Into the bin went all the cheese, eggs, butter, honey, chocolate, milk and milk powder products. "It forced me to be interested in food," says Tree. "As a vegetarian I'd got lazy. And I couldn't just switch to vegan cheese on potatoes, because it's like plastic."

It was receiving a vegan cookbook for her 13th birthday that spurred Tree to take to the kitchen in earnest, listening to Mika as she cooked. "I'm more interested and more confident. Now I'm a 'kitchenista'. Tonight I'm making onion tart with walnut pastry, and caramelised onions fried in olive oil, soya cream and dijon mustard, with new potatoes. In the mornings I make breakfast. Because I don't have to go to school, there's time to have proper breakfasts. Mum says I make better porridge and pancakes than her, but it's probably just an excuse to get me to serve her in bed."
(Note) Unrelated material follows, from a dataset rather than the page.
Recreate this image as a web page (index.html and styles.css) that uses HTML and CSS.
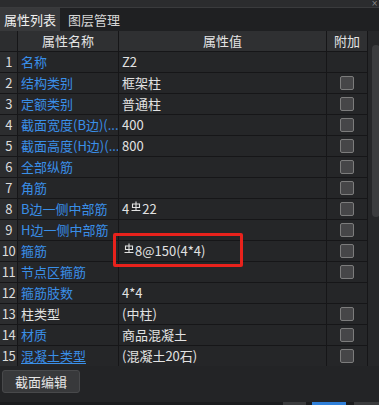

"I trawl the internet for recipes," Tree continues. "What veganism's done is make me feel healthier and mentally healthier. While others my age are eating 99p burgers, I'm avoiding lots of crap, making meals and saving animals' lives. It would be nice if everyone was vegan in future. Or, if they weren't, that they didn't start arguments about it. I'm vegan, so deal with it."